Onde é que entra a ponte entre Portugal e Guiné? “É muito interessante ver, por exemplo, quando nós fazemos o trabalho aqui, acompanhar algumas mulheres que depois telefonam para a irmã e dizem, ‘Vê lá! Tu não faças isso!’”, conta Alice Frade. “Uma coisa que acontece quando às vezes temos oportunidade de ir à Guiné é fazer uma videochamada com a família lá, com a mulher que nós conhecemos aqui”, descreve. E essa videochamada, muitas vezes, “é o momento em que pela primeira vez em muitos anos vêem o rosto da mãe ou das irmãs.”
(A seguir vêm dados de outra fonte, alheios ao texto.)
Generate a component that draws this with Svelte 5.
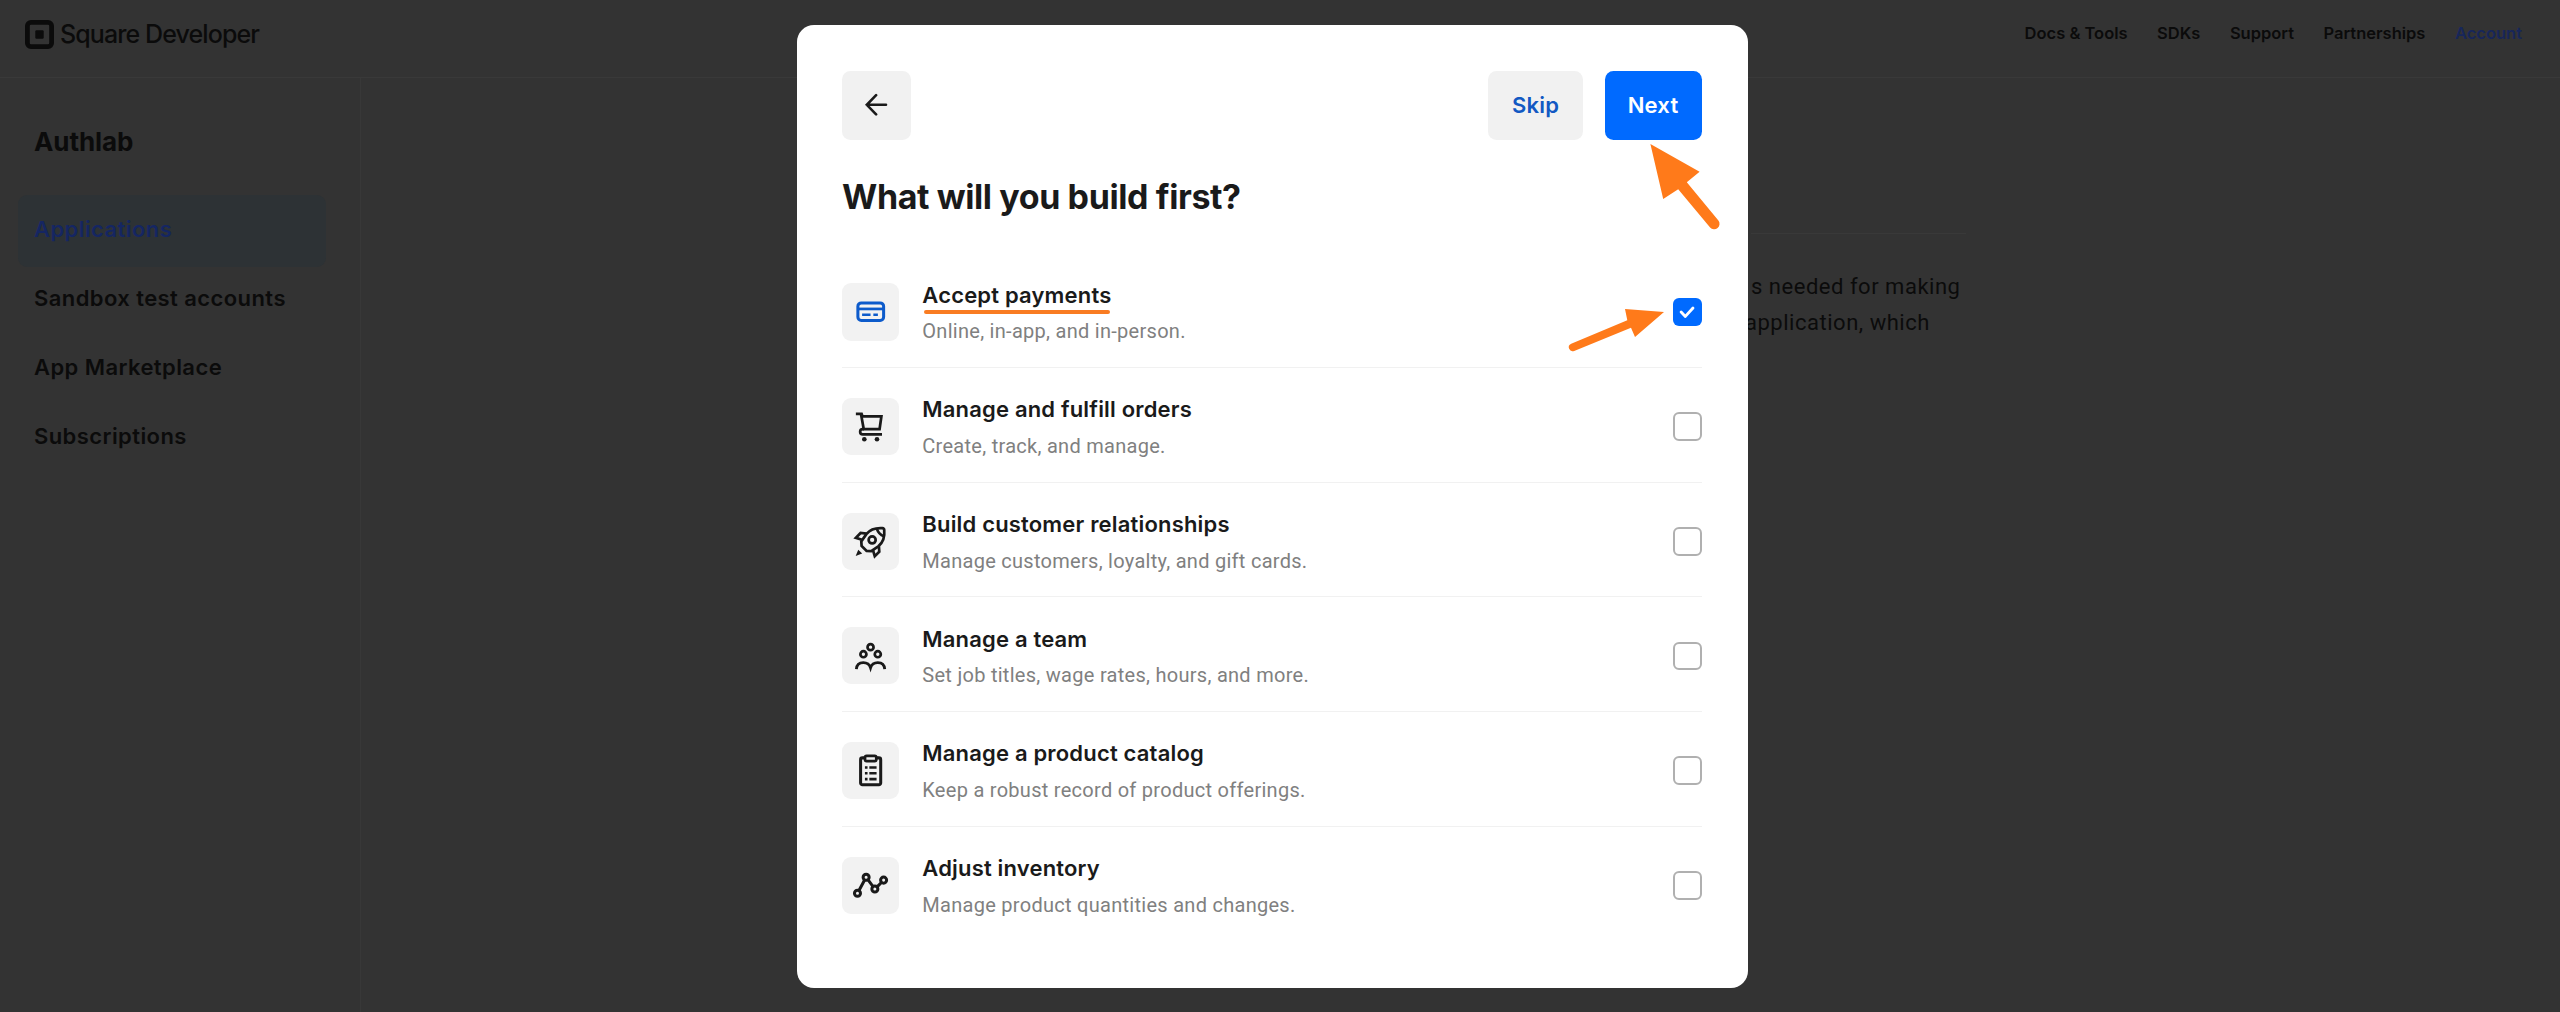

Destes três anos de trabalho, recorda-se de um momento que sentiu como um turning point, que ocorreu numa acção de formação sobre saúde e os direitos sexuais e reprodutivos com jovens rapazes líderes associativos na Guiné-Bissau. Depois de mostradas algumas imagens e debatidas as consequências das práticas tradicionais nefastas, lembra-se do que disse um rapaz que pediu para falar no final da sessão: “Agora dou muito mais valor à minha mãe. Eu não sabia o que é que a minha mãe tinha passado, uma coisa é eu ouvir na teoria... Outra coisa é ouvir a Adama [técnica do projecto] falar e ver as fotografias”, afirmou o jovem. Para Alice Frade, “isto é uma mudança imensa”.